**Exercise task:** Keep only the lines of the listing that include the word "this", and copy them.

**Excerpted data:**

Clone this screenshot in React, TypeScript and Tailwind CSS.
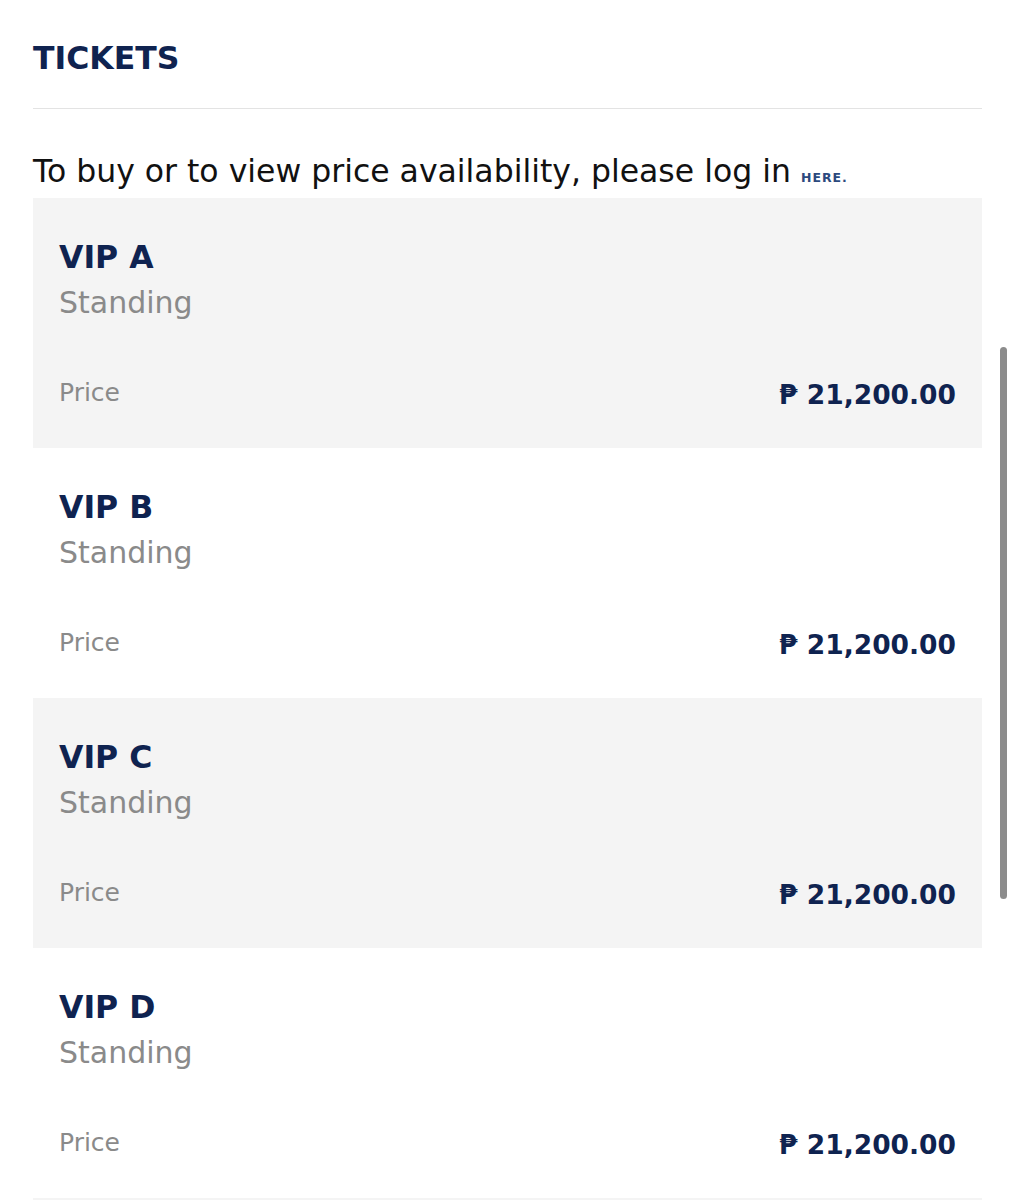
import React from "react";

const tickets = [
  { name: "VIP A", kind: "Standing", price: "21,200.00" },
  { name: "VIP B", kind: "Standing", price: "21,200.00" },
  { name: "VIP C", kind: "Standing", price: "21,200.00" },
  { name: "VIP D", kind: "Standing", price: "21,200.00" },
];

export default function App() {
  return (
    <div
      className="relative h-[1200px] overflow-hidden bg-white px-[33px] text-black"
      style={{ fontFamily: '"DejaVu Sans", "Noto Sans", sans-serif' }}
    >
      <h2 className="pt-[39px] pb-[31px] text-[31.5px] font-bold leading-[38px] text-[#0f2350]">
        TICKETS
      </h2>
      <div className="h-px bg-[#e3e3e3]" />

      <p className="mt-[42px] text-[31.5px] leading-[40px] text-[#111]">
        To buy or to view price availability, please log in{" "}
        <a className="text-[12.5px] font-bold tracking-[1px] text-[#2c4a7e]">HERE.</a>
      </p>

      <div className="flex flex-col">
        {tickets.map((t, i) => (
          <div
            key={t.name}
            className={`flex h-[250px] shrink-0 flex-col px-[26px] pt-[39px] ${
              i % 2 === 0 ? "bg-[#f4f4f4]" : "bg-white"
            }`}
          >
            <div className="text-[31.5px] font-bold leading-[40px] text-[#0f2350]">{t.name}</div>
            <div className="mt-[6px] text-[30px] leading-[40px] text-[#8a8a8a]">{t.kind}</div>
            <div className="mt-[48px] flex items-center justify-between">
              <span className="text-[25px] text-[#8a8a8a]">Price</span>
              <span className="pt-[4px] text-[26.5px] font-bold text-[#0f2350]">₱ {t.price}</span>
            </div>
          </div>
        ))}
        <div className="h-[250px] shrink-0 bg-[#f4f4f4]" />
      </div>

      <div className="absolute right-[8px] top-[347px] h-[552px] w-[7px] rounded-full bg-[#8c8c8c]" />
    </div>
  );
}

...

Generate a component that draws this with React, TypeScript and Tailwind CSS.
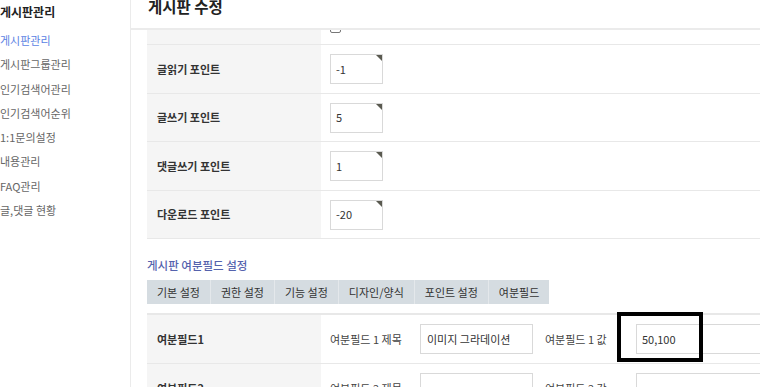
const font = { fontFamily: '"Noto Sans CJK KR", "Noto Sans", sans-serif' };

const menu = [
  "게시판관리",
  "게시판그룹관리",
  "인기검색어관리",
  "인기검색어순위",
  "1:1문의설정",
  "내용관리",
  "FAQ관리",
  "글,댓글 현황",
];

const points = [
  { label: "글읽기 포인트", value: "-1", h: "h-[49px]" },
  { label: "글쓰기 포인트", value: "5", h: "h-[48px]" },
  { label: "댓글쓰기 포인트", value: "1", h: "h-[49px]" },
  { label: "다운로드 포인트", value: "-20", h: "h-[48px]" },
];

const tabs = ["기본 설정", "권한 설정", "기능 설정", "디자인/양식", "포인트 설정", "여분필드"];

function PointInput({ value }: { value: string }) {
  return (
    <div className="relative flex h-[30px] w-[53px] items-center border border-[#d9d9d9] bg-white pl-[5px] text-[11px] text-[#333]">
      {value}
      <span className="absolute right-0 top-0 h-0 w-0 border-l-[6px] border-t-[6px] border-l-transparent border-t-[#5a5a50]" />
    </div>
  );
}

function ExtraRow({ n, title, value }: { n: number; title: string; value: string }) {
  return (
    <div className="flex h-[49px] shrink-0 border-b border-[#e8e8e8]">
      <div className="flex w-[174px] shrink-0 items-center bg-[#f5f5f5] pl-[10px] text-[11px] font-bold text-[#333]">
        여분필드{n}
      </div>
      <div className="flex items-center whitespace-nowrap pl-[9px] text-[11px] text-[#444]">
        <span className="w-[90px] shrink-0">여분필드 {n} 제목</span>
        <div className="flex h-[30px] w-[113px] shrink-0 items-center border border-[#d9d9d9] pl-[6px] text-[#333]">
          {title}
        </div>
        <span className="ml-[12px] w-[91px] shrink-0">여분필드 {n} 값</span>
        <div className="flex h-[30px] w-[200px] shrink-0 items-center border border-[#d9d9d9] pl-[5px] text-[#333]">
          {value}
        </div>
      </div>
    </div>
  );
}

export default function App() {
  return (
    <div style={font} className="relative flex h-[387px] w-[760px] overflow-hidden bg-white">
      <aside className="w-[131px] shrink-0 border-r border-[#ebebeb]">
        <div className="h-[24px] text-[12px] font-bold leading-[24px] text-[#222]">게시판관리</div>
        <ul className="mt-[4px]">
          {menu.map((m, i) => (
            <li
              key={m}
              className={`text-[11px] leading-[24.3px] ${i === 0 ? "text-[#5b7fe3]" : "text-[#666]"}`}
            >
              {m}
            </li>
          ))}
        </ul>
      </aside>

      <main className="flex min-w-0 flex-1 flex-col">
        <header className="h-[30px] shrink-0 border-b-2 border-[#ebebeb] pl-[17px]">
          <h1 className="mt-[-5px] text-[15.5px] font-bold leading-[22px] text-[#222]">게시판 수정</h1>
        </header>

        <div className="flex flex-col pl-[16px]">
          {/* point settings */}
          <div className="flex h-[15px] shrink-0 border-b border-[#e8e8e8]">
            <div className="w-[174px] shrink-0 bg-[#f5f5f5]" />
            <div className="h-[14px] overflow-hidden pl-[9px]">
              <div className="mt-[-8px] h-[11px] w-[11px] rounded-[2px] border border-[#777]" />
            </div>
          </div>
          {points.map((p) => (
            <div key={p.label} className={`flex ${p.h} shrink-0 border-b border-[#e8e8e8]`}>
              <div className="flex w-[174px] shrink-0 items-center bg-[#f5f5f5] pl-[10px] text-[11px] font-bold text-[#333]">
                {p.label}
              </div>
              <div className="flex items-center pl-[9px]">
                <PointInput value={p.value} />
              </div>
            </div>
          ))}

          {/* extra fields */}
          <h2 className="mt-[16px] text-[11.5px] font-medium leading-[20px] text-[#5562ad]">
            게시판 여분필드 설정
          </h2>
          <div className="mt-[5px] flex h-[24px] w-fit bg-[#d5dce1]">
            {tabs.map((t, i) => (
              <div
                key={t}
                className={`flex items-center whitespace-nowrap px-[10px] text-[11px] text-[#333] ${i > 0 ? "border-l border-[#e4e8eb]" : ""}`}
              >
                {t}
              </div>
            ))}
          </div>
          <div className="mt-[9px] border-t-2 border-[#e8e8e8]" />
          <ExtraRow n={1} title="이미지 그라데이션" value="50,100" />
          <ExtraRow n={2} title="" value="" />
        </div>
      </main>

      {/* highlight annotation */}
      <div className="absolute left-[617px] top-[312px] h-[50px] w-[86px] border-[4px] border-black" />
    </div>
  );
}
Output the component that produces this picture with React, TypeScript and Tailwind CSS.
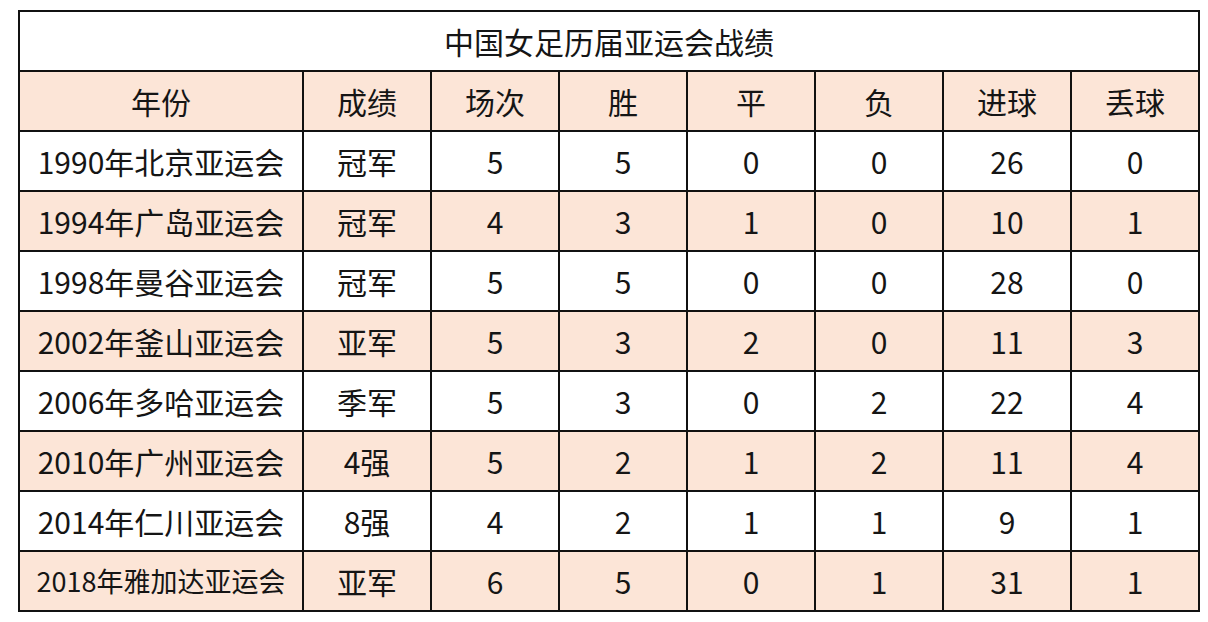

**Solution:**
Clone this screenshot in React, TypeScript and Tailwind CSS.
Generate a component that draws this with React, TypeScript and Tailwind CSS.
Output the component that produces this picture with React, TypeScript and Tailwind CSS.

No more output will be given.